June 15, 2021: Compromise

How about this, instead of banning the shift you say two IFs have to be on either side of second base. After that, put `em where you want.

Okay, fine, what's your idea?

35 thoughts on “June 15, 2021: Compromise”

      1. I'm not sure about the best way to do it. Just want to keep teams from pitching a guy one day and sending him down the next. Longer IL (like you mentioned) is one way to do it.

        1. There's a rule now that when you send a guy down, he has to stay down a minimum number of days. You could have a similar rule that said when you bring a guy up, he has to stay up a minimum number of days. I haven't thought through all the implications of that, but it might be something to consider.

    1. I’m for most of these, but not a limitation on roster moves. Rather, I’d prefer to add the following to your list:

      - Enforce a pitch clock; shorter recovery/tighter pacing will limit pitchers from throwing max effort on every pitch. That will lower velocity & spin a bit.
      - Limit the number of pitchers on the active roster to fewer than half. That incentivizes teams to develop starters who go deeper into games (and fireman-style, multi-inning relievers), and it also forces starters to further ration their max effort pitches, relying on defense handling balls in play. More balls in play makes things more exciting.
      - More balls in play returns some equilibrium to player performance & development by restoring the premium on agile, capable defenders.

        1. MLB does have a minimum outfield distances already — 400’ to dead center, 325’ to the corners — for any ballpark built after 1 June 1958. Here are the parks that have been granted exceptions:

          Ballpark Opened Field Distance Height
          Oracle Park 2000 CF 391' 10’
          Dodger Stadium 1962 CF 395' 8'
          Angel Stadium 1966 CF 396' 8'
          Petco Park 2004 CF 396' 7'
          PNC Park 2001 CF 399' 10'
          Minute Maid Park 2000 LF 315' 21'
          Camden Yards 1992 RF 318' 21'
          Oracle Park 2000 RF 309' 24'
          Petco Park 2004 RF 322' 10'
          PNC Park 2001 RF 320' 21'
          Tropicana Field 1990 LF/RF 315'/322' 11'/11'
          Yankme Stadium 2009 LF/RF 318'/314' 8'/8'

          One of these is not like the others.

            1. This is one of the reasons I included fence height.

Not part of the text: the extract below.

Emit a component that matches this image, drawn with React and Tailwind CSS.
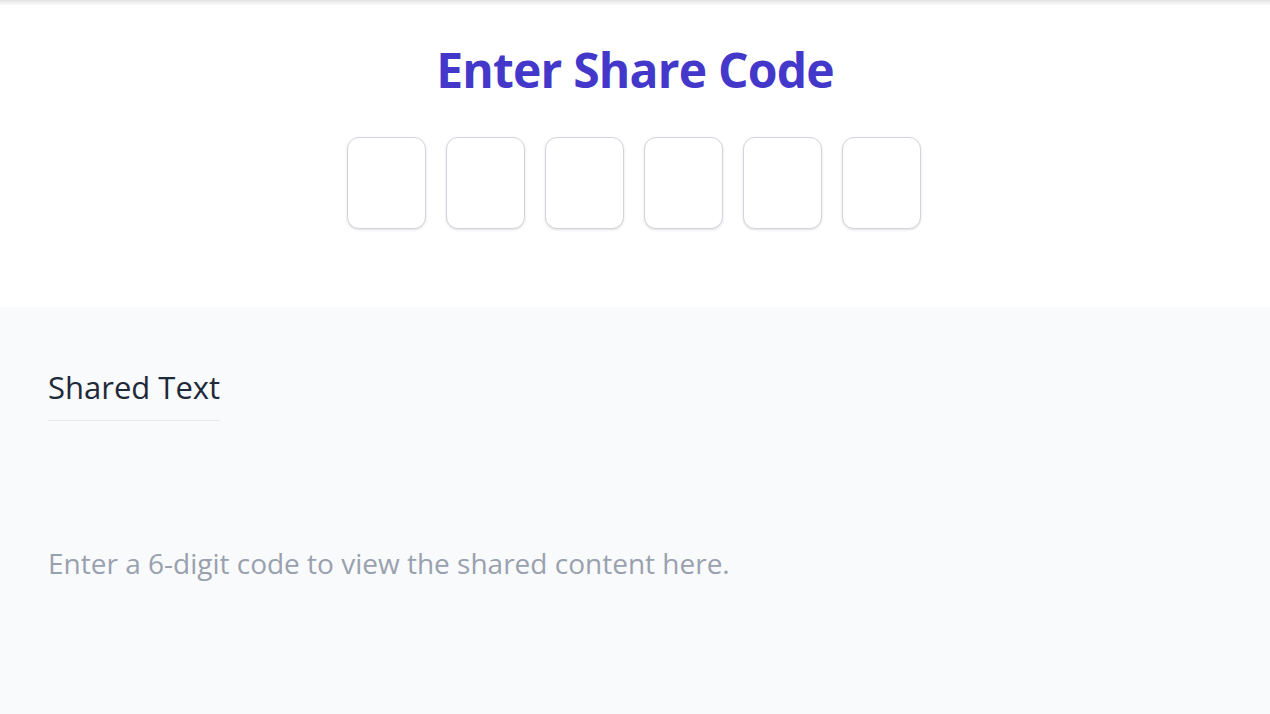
import { useState, useRef } from 'react'

const CodeInputs = () => {
  const [digits, setDigits] = useState(['', '', '', '', '', ''])
  const refs = useRef([])

  const handleChange = (i, v) => {
    const d = v.replace(/\D/g, '').slice(-1)
    const next = [...digits]
    next[i] = d
    setDigits(next)
    if (d && i < 5) refs.current[i + 1]?.focus()
  }

  return (
    <div className="flex justify-center gap-5 mt-[39px] pr-[2px]">
      {digits.map((d, i) => (
        <input
          key={i}
          ref={(el) => (refs.current[i] = el)}
          value={d}
          onChange={(e) => handleChange(i, e.target.value)}
          maxLength={1}
          inputMode="numeric"
          className="w-[79px] h-[92px] rounded-xl border border-gray-300 bg-white shadow-sm text-center text-3xl text-gray-800 outline-none focus:border-indigo-500"
        />
      ))}
    </div>
  )
}

const App = () => {
  return (
    <div className="min-h-[714px] flex flex-col font-['Open_Sans',sans-serif]">
      <div className="bg-white h-[307px] flex flex-col">
        <div className="h-[6px] bg-gradient-to-b from-[#e2e2e2] to-white" />
        <h1 className="text-center text-[48px] leading-[56px] font-bold tracking-[-0.8px] text-[#4338ca] mt-[36px]">Enter Share Code</h1>
        <CodeInputs />
      </div>
      <div className="flex-1 bg-gray-50 px-12 pt-[58px]">
        <h2 className="inline-block text-[31px] leading-[44px] font-medium text-gray-800 border-b border-gray-200 pb-[11px]">Shared Text</h2>
        <p className="text-[28px] leading-[36px] text-gray-400 mt-[124px]">Enter a 6-digit code to view the shared content here.</p>
      </div>
    </div>
  )
}

export default App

I’m not familiar with all the criteria that go into granting an exception, but I suspect height of the outfield wall in the affected dimension is a consideration for teams. Notably, both Oracle & PNC Parks abut bodies of water that limit their dimensions to straightaway right field, and both teams chose to mitigate that shorter distance with higher outfield walls than the typical 8’ wall.

              Some of these dimensions also reflect adjustments made after a significant observation period, like those at Oracle & Petco Parks. Environmental factors can and should inform exceptions to the minimum, particularly when related to issues like atmospheric density or weather patterns that can’t be mitigated by re-siting the park or building structures to alter wind patterns.

              There simply is no excuse for Yankme Stadium’s exceptions. They perpetuate a phony historicism that gives the team an unearned, unfair structural advantage.

              1. unearned, unfair structural advantage.

                I won't quibble with the rest since it's right, but their home run park factor is in the middle of MLB. Going backwards in time and the left-handed home run park factor tends to be first or second. They however don't seem to target left-handed hitters though. Most of the lineup is right-handed.

                  1. I don't have the option to select pull versus opposite field in park factors. If the left-handed home run park factor is above the overall, then right-handed must be lower.